18 de junio de 2011

NACER Y MORIR CON CALIDAD

Para el Dr. Alfonso Méndez Ceja

Fue a partir de mi generación que nos tocó nacer en hospitales. A mis padres, abuelos y ancestros les tocó, en el mejor de los casos, nacer en sus casas. En cuanto a la muerte, sin tomar en cuenta aquellas por accidente, guerras o acciones violentas, ahora la muerte por enfermedad ocurre con mayor frecuencia que nunca en hospitales, en contraste con la generación de mis abuelos y sus antecesores a quienes les tocó morir en sus casas. Es innegable que la medicina moderna ha permitido aumentar la esperanza de vida pero los avances médicos para traer una vida al mundo o para prolongarla hacia el final, no se reflejan necesariamente en una mayor calidad de vida para las personas.

El progreso que hemos experimentado con la medicina moderna ha permitido que los hospitales cuenten con todas las facilidades para atender nacimientos y asegurar la vida de madres e hijos. Las tasas de mortalidad natal han disminuido notoriamente en nuestro país: en 1970, 79 de cada mil niños morían al nacer; en 2009 sólo 15 de cada mil fallecieron. En un artículo reciente de la revista The Economist, se mencionaba cómo en los países desarrollados existe un movimiento para impulsar los nacimientos en casa. La revista menciona dos riesgos: “dar a luz en casa puede ser seguro la mayoría de las veces pero cuando las cosas van mal, las consecuencias son más graves. Por otra parte en los hospitales, más cosas salen mal porque existen más intervenciones médicas, pero el riesgo de morir es menor.” En lo que se refiere a las enfermedades terminales, existen los procedimientos y técnicas para prolongar la vida recurriendo a la medicina institucionalizada.

Pero en ambos casos, el costo en calidad de vida para el paciente y en términos económicos y emocionales para los familiares se vuelve excesivo.
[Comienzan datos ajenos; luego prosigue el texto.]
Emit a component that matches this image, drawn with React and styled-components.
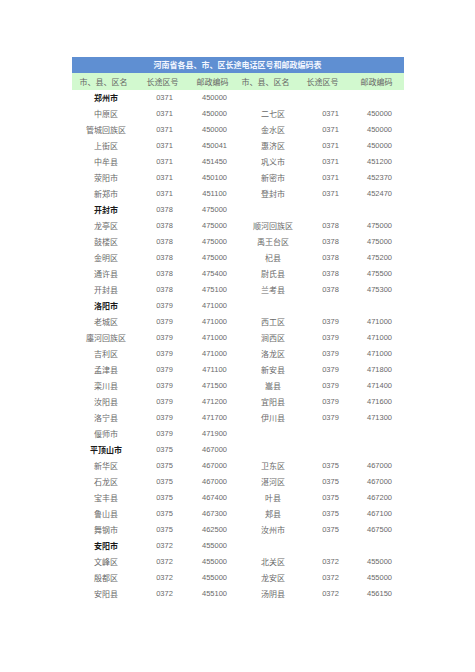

Esto se agrava porque al tratarse de un ser querido, es muy difícil negar la atención médica de la más alta calidad que esté al alcance de la familia. La medicina institucionalizada en hospitales no da necesariamente mejor calidad de vida al recién nacido y su madre o al enfermo terminal y su familia porque los procesos hospitalarios son fríos, metódicos, científicos y despersonalizados. Los pacientes no se tratan como personas, sino como productos en una línea de fabricación a la que se le aplican procesos bien definidos, pruebas estandarizadas y se está constantemente en la búsqueda de optimizar procesos y reducir costos. Pero difícilmente se tiene conciencia del dolor, la angustia, los temores de las personas sometidas a estos tratamientos que por algo han de llamar “pacientes”.
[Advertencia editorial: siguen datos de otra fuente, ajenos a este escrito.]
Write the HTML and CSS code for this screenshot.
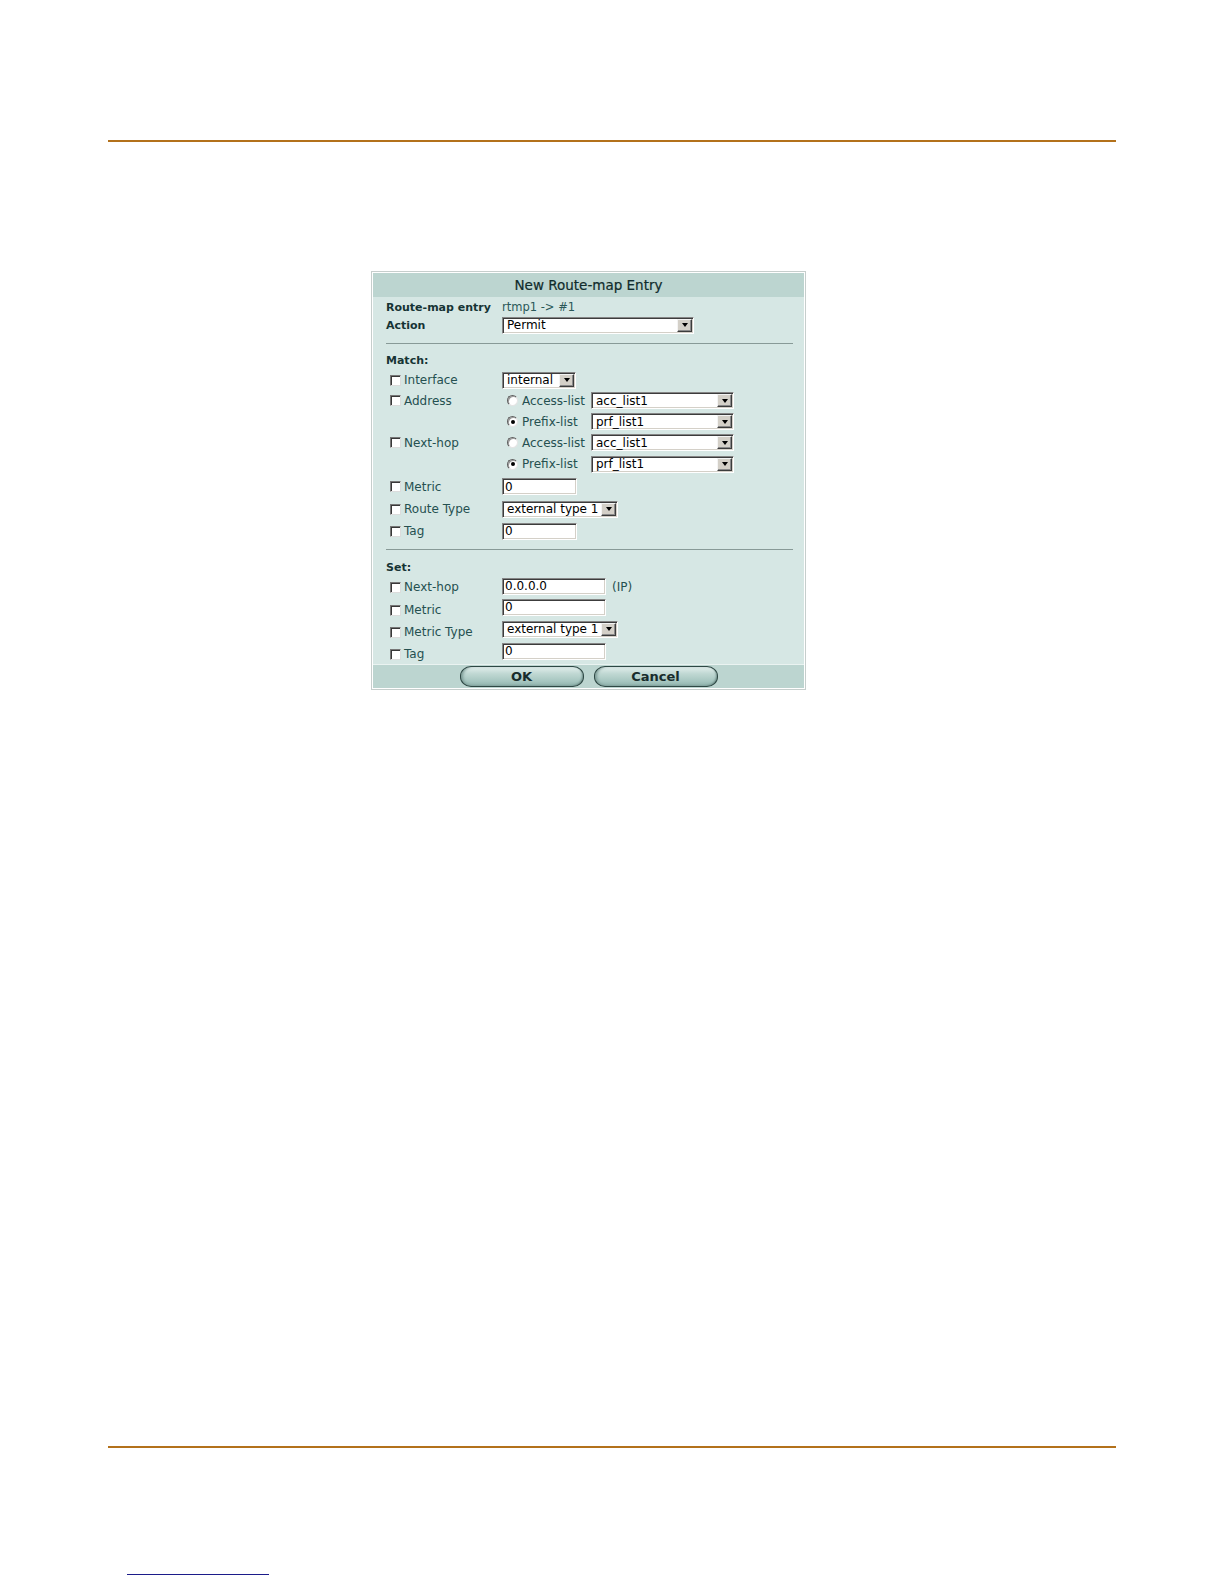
FILE: index.html
```html
<!DOCTYPE html>
<html>
<head>
<meta charset="utf-8">
<title>New Route-map Entry</title>
<link rel="stylesheet" href="styles.css">
</head>
<body>
<div class="page">
  <div class="rule"></div>

  <div class="dialog">
    <div class="title">New Route-map Entry</div>
    <div class="body">
      <div class="row"><span class="lbl b">Route-map entry</span><span class="val">rtmp1 -&gt; #1</span></div>
      <div class="row"><span class="lbl b">Action</span><span class="sel w191"><span class="txt">Permit</span><span class="dd"></span></span></div>

      <div class="sep"></div>
      <div class="head match-head">Match:</div>
      <div class="grid match">
        <span class="lbl"><span class="cb"></span>Interface</span>
        <div class="ctl"><span class="sel w71"><span class="txt">internal</span><span class="dd"></span></span></div>

        <span class="lbl"><span class="cb"></span>Address</span>
        <div class="ctl"><span class="choice"><span class="rb"></span>Access-list</span><span class="sel w142"><span class="txt">acc_list1</span><span class="dd"></span></span></div>

        <span class="lbl"></span>
        <div class="ctl"><span class="choice"><span class="rb"><span class="dot"></span></span>Prefix-list</span><span class="sel w142"><span class="txt">prf_list1</span><span class="dd"></span></span></div>

        <span class="lbl"><span class="cb"></span>Next-hop</span>
        <div class="ctl"><span class="choice"><span class="rb"></span>Access-list</span><span class="sel w142"><span class="txt">acc_list1</span><span class="dd"></span></span></div>

        <span class="lbl"></span>
        <div class="ctl"><span class="choice"><span class="rb"><span class="dot"></span></span>Prefix-list</span><span class="sel w142"><span class="txt">prf_list1</span><span class="dd"></span></span></div>

        <span class="lbl"><span class="cb"></span>Metric</span>
        <div class="ctl"><span class="inp w74">0</span></div>

        <span class="lbl"><span class="cb"></span>Route Type</span>
        <div class="ctl"><span class="sel w115"><span class="txt">external type 1</span><span class="dd"></span></span></div>

        <span class="lbl"><span class="cb"></span>Tag</span>
        <div class="ctl"><span class="inp w74">0</span></div>
      </div>

      <div class="sep"></div>
      <div class="head set-head">Set:</div>
      <div class="grid setg">
        <span class="lbl s1"><span class="cb"></span>Next-hop</span>
        <div class="ctl"><span class="inp w103">0.0.0.0</span><span class="unit s1">(IP)</span></div>

        <span class="lbl s3"><span class="cb"></span>Metric</span>
        <div class="ctl"><span class="inp w103">0</span></div>

        <span class="lbl s3"><span class="cb"></span>Metric Type</span>
        <div class="ctl"><span class="sel w115"><span class="txt">external type 1</span><span class="dd"></span></span></div>

        <span class="lbl s3"><span class="cb"></span>Tag</span>
        <div class="ctl"><span class="inp w103">0</span></div>
      </div>
    </div>
    <div class="footer">
      <span class="btn">OK</span>
      <span class="btn">Cancel</span>
    </div>
  </div>

  <div class="rule bottom"></div>
  <div class="foot-link"></div>
</div>
</body>
</html>
```

FILE: styles.css
```css
* { box-sizing: border-box; }

html, body {
  margin: 0;
  padding: 0;
  background: #ffffff;
}

body {
  font-family: "DejaVu Sans", Verdana, sans-serif;
}

.page {
  padding-top: 140px;
}

.rule {
  height: 2px;
  margin: 0 108px;
  background: #b3711b;
}

.rule.bottom {
  margin-top: 756px;
}

.foot-link {
  width: 142px;
  margin: 126px 0 0 127px;
  border-top: 1px solid #1c1c8a;
}

/* dialog */
.dialog {
  width: 435px;
  margin: 129px 0 0 371px;
  border: 1px solid #c6cecc;
  padding: 1px;
  background: #ffffff;
}

.title {
  height: 24px;
  line-height: 24px;
  background: #bcd5d0;
  text-align: center;
  font-size: 13.5px;
  color: #102c2c;
  -webkit-text-stroke: 0.2px #102c2c;
}

.body {
  background: #d6e7e4;
  padding: 1px 11px 2px 13px;
}

.row {
  display: flex;
  align-items: center;
  height: 18px;
}

.lbl {
  width: 116px;
  flex: none;
  display: flex;
  align-items: center;
  font-size: 12px;
  color: #255050;
  white-space: nowrap;
}

.lbl.b {
  font-weight: bold;
  font-size: 11px;
  color: #163434;
}

/* small downward nudges of label content inside centered cells */
.s1 { padding-top: 2px; }
.s3 { padding-top: 6px; }

.val {
  font-size: 11.5px;
  color: #2a5858;
  white-space: nowrap;
}

.sep {
  margin-top: 9px;
  border-top: 1px solid #889a97;
}

.grid.match + .sep {
  margin-top: 7px;
}

.head {
  font-weight: bold;
  font-size: 11px;
  color: #163434;
}

.match-head {
  margin-top: 8px;
  height: 18px;
  line-height: 18px;
}

.set-head {
  margin-top: 11px;
  height: 15px;
  line-height: 14px;
}

.grid {
  display: grid;
  grid-template-columns: 116px 1fr;
  align-items: center;
}

.match {
  grid-template-rows: 20px 21px 21px 21px 22px 23px 22px 22px;
}

.setg {
  grid-template-rows: 20px 22px 22px 22px;
}

.ctl {
  display: flex;
  align-items: center;
  font-size: 12px;
  color: #255050;
}

/* checkbox & radio */
.cb {
  width: 11px;
  height: 11px;
  flex: none;
  margin: 0 3px 0 4px;
  background: #ffffff;
  border: 1px solid;
  border-color: #767676 #dcdcdc #dcdcdc #767676;
  box-shadow: inset 1px 1px 0 #383838;
}

.choice {
  width: 89px;
  flex: none;
  display: flex;
  align-items: center;
  padding-left: 5px;
  white-space: nowrap;
}

.rb {
  width: 11px;
  height: 11px;
  flex: none;
  margin-right: 4px;
  border-radius: 50%;
  background: #ffffff;
  border: 1px solid;
  border-color: #5e5e5e #e4e4e4 #e4e4e4 #5e5e5e;
  box-shadow: inset 1px 1px 0 #9a9a9a;
  display: flex;
  align-items: center;
  justify-content: center;
}

.rb .dot {
  width: 4px;
  height: 4px;
  border-radius: 50%;
  background: #000000;
}

/* selects & inputs */
.sel,
.inp {
  height: 17px;
  flex: none;
  display: flex;
  align-items: center;
  background: #ffffff;
  border: 1px solid;
  border-color: #858585 #ffffff #ffffff #858585;
  box-shadow: inset 1px 1px 0 #3c3c3c, inset -1px -1px 0 #d4d0c8;
  font-size: 12px;
  color: #000000;
  white-space: nowrap;
  overflow: hidden;
}

.sel {
  padding: 0 1px 0 4px;
}

.inp {
  padding-left: 2px;
}

.sel .txt {
  flex: 1;
  overflow: hidden;
}

.dd {
  width: 15px;
  height: 13px;
  flex: none;
  background: #d4d0c8;
  border: 1px solid;
  border-color: #f4f4f4 #3c3c3c #3c3c3c #f4f4f4;
  box-shadow: inset -1px -1px 0 #8a8a8a;
  display: flex;
  align-items: center;
  justify-content: center;
}

.dd::before {
  content: "";
  border-left: 3.5px solid transparent;
  border-right: 3.5px solid transparent;
  border-top: 4px solid #000000;
}

.w191 { width: 192px; }
.w71 { width: 74px; }
.w142 { width: 143px; }
.w115 { width: 116px; }
.w74 { width: 75px; }
.w103 { width: 104px; }

.unit {
  margin-left: 6px;
  color: #255050;
}

/* footer */
.footer {
  height: 24px;
  background: #bcd5d0;
  border-top: 1px solid #eaf3f1;
  display: flex;
  justify-content: center;
  align-items: center;
  gap: 10px;
}

.btn {
  width: 124px;
  height: 21px;
  border: 1px solid #2e4844;
  border-radius: 11px / 10px;
  background: linear-gradient(#e2eeec 0%, #c0d8d3 35%, #a6c6c0 75%, #8fb2ac 100%);
  box-shadow: inset 3px 0 3px -1px #7d9c97, inset -2px -1px 2px -1px #6f8e89;
  display: flex;
  align-items: center;
  justify-content: center;
  font-weight: bold;
  font-size: 13px;
  color: #182c2c;
}
```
Esto se debe a que la medicina privada es un negocio y funciona bajo esa lógica: se ofrecen los procedimientos más caros aunque sean superfluos; se privilegia la comodidad de los médicos y se explotan los temores de los enfermos y sus familiares, a quienes se hace creer que a mayor intervención médica y hospitalaria, mejor para el paciente. En el mejor de los casos, si el enfermo no muere por un procedimiento quirúrgico, se le prolonga la vida a costa de su sufrimiento por las intervenciones y de una menor calidad de vida postoperatoria. Todo ello le genera ingresos al hospital y les ofrece la ilusión a los familiares de que se está luchando por salvar al ser querido. La medicina pública tiene otros problemas. Su capacidad es insuficiente por lo que la calidad de atención al paciente es todavía menor, despersonalizada y deficiente; por su parte los familiares no tienen posibilidad de hacerles compañía.
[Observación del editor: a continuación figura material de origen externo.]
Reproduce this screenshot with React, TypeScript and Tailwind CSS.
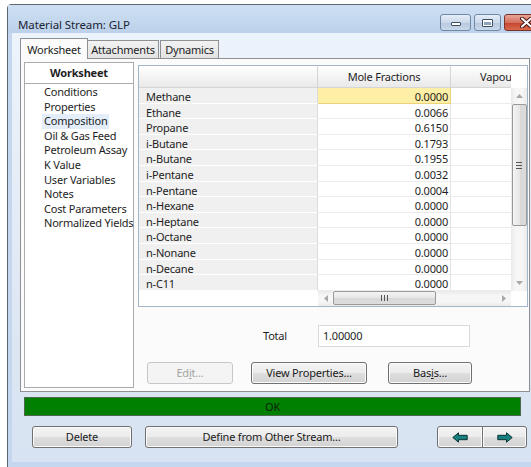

Ante esta perspectiva, es conveniente recordar que los adelantos de la ciencia permiten regresar al parto en casa, atendido por personal capacitado y con la posibilidad de acceder a un hospital pronto en caso de emergencia. En cuanto a la muerte, cuando se tiene la opción de prolongar la vida del enfermo, hay que poner en la balanza por una parte el costo en calidad de vida cuando se le somete a los procedimientos médicos hospitalarios y en contrapartida, la posibilidad de cuidarlo en casa, para que tenga la cercanía y la tranquilidad de estar con los suyos con la mayor comodidad posible. Yo agradezco el consejo del doctor que atendió a mi papá en sus últimos días quien nos hizo ver la conveniencia de dejarlo morir en paz y tranquilo. Después de todo mi papá, en sus 91 años de vida, nunca estuvo internado en un hospital ni fue intervenido quirúrgicamente y tuvo la posibilidad de morir sin haber pasado por esa experiencia.

La lógica de la institucionalización aplicada a fábricas, hospitales, escuelas, cárceles, asilos y burocracias, entre muchas otras, ha traído nuevas formas de horror para los seres humanos. Es tiempo de buscar alternativas.